Now that polaroid film is nearly extinct and more and more pricey when I find it, I've moved to my little digital camera, and I'm still finding the actual photo a little irrelevant in the end. But the looking as mediated by the screen is not irrelevant, and for some reason I cannot dismiss the actual "taking the photograph" as irrelevant either. I am not sure right now why I think taking the photo is significant, though I am intrigued with why I would claim the action as necessary.

And too, all this musing on looking and photographs is swirling about after having read a number of Errol Morris's articles from the New York Times--they are worth a read through and are posted on his website.

Thursday, October 16, 2008

Order/mess

























I am fascinated with the notion of some sort of order underlying all mess/chaos. My fascination probably stems from wanting to believe a kind of logic exists that is able to make sense of even the most incomprehensible glut of matter. I suppose there is romance in the notion, and I'm not opposed to heady ideas from which one never returns, BUT in my studio, it's really just a problem to be solved. (OK, that is a LITTLE simplistic I know, there is a lot more in play, so I promise to return here when my head isn't a muddled mess from a full day of teaching.)

I work on the problem in the studio but also when I'm away naturally--in looking over the piles of cars/trucks/motor vehicles perpetually dotting my house for instance. Endlessly helpful.

Wednesday, October 15, 2008

Inventing a language

In June, about a week after dropping what seemed like a zillion boxes into our much-longed for place in the country, my son came creaking down our wooden stairs, big yellow-papered drawing (covered in blue and magenta embellished amoeba-like ?, little x's or crosses--some filled in and some left open, tornado-ey swirls abounding) in hand.

My husband and I, both abstract painters with four art degrees between us, were floored. Our three year old, ostensibly upstairs taking a nap, had spent his time making the most specific, most focused, most intentional drawing I'd ever seen him make (let alone myself and most of the other drawings I'd happened to see of late), AND it seemed to drop into his head and onto the paper before us with no precedence. (Make a brilliant, idiosyncratic, highly pointed and formally thoughtful drawing today? No problem, just leave a pile of old paper and some crayola markers scattered about will you?)

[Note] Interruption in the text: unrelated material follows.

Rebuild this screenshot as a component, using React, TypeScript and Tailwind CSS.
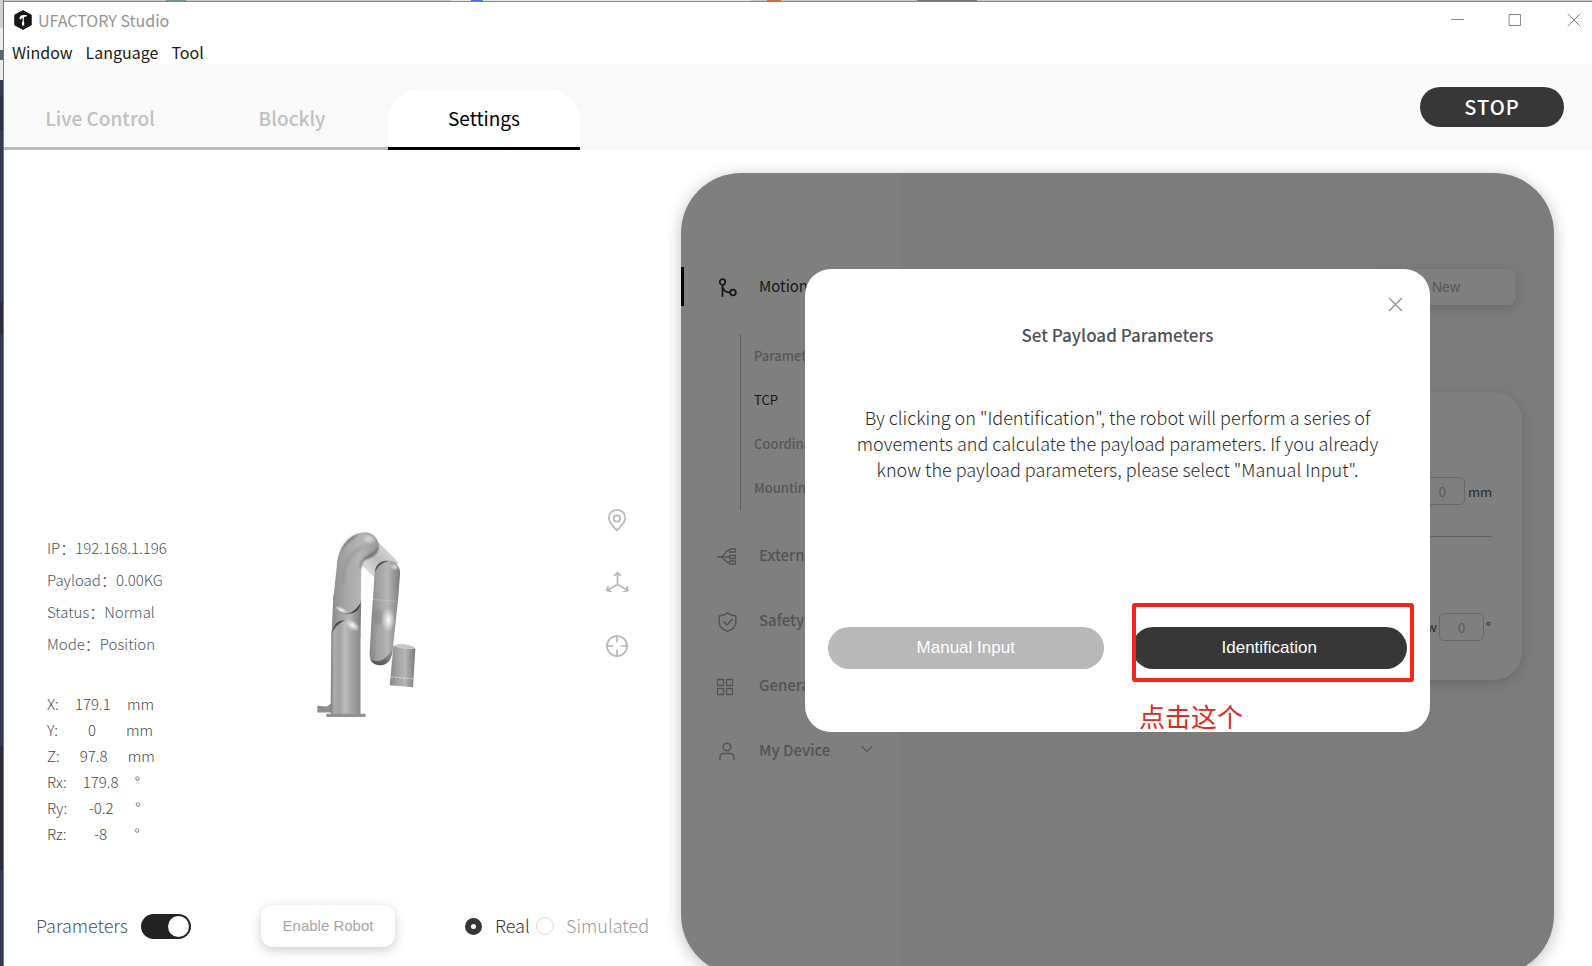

Before you stop reading this post (because let's face it, is this just another mom waxing eloquent about her 3 year old artistic prodigy?) let me get to my point. I'm not talking about my son because I want you all to tell me how remarkable his drawing is, or isn't for that matter. I post this image and relay June's encounter because what strikes me most about his drawing IS that Alexander made his own language. Maybe this is something all kids do, but the fact is, it sure isn't something most adults do. And given MY dedication to helping many, many people sort out WHAT their idiosyncratic visual language is whilst cultivating my own--despite all our blasted hang-ups, preconceptions, fears, prejudices, educational training/biases, ego-driven confusions, spiritual wranglings, etc.--well, Alexander's ease in making was/is merely/hugely this lovely gift of grace, the promise of what might be, what we all have, what we've never seen but know, and yes, thank you, thank you for it in whatever form it comes.

Thank you too to:


Thomas Noskowski

John Dilg

Tomma Abts

Hamlett Dobbins

Erica Svec

Amy Sillman

Rose Wylie

Hilma af Klimt

Rebecca Morris

Tuesday, October 14, 2008

Positing Note-ing


1. I am an inveterate note taker, fascinated with accumulating the incidental.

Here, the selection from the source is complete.